▶ _Task to carry out_: Count, in the entries below, the lines in which "Emit" occurs. Give the number, nothing more.

- - - -

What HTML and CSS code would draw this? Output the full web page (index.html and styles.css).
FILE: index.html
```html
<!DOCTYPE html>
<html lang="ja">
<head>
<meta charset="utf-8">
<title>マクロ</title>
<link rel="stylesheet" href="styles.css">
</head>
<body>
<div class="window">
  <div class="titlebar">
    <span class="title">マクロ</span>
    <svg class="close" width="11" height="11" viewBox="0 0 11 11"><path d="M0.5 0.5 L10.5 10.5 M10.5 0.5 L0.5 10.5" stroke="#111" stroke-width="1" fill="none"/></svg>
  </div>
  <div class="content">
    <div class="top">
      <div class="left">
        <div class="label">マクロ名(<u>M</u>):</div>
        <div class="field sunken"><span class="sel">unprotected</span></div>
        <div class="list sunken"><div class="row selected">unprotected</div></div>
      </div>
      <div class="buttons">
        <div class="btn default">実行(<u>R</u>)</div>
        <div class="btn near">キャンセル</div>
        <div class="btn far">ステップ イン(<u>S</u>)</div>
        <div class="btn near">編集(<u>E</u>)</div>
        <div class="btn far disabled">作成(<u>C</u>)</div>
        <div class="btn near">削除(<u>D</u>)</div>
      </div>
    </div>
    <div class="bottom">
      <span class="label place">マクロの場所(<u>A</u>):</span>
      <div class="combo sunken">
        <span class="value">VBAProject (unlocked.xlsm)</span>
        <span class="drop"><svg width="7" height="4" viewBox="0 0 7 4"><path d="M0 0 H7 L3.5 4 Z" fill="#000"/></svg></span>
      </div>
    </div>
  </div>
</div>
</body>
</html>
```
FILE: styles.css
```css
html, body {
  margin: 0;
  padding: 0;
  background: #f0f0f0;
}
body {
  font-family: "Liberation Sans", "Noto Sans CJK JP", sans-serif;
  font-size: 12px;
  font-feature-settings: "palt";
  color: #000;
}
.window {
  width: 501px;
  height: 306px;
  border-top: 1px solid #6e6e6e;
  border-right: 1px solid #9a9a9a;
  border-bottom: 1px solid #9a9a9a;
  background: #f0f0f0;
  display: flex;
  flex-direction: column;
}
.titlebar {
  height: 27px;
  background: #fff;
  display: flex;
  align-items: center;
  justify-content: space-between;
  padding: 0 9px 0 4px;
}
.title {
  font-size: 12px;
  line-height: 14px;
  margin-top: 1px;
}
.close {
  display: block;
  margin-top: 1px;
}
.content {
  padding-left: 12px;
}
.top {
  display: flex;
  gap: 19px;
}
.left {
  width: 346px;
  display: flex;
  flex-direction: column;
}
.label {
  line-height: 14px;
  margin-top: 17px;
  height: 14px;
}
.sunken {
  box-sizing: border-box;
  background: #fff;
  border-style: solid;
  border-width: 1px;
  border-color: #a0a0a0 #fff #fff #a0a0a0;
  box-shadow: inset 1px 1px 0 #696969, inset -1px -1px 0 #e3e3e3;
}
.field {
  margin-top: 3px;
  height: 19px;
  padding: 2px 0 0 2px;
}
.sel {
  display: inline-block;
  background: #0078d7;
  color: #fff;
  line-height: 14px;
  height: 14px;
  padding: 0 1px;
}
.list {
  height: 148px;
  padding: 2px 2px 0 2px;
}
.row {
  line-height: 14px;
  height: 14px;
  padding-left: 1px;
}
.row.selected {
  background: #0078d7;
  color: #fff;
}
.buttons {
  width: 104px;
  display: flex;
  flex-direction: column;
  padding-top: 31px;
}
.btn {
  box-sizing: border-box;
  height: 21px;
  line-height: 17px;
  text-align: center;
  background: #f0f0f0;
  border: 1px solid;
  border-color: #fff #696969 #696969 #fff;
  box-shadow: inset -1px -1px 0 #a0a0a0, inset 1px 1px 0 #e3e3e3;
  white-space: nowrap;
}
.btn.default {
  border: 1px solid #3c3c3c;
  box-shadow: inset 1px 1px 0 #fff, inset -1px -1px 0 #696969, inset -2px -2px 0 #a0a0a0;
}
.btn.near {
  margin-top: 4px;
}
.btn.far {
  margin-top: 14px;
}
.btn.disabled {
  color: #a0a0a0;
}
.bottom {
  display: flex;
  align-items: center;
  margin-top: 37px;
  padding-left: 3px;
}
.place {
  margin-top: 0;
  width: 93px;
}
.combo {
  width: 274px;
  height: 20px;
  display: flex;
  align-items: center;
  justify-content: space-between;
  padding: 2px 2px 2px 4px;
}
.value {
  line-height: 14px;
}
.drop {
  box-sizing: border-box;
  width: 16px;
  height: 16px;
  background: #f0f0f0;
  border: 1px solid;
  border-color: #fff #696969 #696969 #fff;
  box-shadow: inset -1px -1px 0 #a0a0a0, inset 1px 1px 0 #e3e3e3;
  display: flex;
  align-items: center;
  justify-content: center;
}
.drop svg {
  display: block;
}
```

- - - -

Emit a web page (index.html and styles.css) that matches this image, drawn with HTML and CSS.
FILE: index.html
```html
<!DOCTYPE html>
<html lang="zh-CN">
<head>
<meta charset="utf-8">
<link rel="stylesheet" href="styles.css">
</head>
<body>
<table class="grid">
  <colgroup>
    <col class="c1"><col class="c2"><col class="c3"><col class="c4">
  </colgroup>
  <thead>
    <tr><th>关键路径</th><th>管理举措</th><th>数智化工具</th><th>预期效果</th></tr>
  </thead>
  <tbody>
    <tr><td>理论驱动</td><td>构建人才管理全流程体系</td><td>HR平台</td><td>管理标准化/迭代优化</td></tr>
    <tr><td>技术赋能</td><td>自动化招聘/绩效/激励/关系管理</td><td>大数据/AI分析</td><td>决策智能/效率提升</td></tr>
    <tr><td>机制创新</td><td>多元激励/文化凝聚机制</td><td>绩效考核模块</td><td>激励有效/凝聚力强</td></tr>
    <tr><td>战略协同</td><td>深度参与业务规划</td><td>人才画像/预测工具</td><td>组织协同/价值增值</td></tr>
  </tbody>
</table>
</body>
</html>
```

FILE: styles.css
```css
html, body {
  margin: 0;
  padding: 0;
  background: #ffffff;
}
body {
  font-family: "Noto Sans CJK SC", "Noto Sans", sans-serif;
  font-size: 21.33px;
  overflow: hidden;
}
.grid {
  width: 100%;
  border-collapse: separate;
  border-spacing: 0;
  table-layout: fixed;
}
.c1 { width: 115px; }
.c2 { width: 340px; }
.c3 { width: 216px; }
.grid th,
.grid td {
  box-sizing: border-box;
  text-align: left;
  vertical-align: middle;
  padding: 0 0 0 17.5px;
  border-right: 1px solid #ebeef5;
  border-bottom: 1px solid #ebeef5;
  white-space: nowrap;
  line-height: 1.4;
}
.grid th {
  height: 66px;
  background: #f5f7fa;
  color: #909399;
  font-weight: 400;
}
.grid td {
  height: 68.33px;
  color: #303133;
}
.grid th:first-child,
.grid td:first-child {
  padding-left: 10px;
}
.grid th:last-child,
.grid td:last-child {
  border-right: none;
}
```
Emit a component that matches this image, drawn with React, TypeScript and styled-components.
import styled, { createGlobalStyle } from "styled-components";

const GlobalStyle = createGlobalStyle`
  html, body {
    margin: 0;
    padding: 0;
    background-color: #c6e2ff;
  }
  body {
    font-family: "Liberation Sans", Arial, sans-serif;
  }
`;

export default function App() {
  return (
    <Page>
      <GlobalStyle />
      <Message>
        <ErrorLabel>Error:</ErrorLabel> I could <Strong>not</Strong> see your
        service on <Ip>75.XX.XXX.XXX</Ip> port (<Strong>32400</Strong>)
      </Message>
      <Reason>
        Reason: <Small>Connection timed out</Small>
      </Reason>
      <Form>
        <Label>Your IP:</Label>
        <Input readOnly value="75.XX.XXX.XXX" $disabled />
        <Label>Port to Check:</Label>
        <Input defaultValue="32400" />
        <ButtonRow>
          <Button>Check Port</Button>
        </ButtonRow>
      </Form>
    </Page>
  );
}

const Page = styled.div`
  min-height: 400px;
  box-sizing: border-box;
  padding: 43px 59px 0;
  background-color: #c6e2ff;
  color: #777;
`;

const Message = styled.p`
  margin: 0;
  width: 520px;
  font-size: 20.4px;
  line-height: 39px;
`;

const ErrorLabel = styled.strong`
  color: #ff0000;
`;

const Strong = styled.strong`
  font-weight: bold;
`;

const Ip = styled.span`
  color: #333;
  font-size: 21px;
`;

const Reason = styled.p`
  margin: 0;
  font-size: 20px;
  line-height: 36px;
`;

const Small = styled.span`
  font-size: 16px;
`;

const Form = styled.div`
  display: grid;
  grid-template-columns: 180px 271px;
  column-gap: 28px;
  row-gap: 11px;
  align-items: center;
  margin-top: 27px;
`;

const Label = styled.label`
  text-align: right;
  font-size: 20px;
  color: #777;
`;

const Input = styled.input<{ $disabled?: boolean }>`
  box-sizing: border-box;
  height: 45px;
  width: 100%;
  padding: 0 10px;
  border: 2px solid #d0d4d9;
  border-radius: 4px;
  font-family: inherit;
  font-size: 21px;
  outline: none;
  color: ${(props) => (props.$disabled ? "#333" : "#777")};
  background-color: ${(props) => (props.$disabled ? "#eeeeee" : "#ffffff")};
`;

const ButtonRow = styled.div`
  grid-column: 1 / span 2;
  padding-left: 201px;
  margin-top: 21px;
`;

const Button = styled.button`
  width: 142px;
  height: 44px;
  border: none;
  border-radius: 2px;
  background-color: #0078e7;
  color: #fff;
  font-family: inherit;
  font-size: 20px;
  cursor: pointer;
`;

- - - -

▶ _Written response_: 2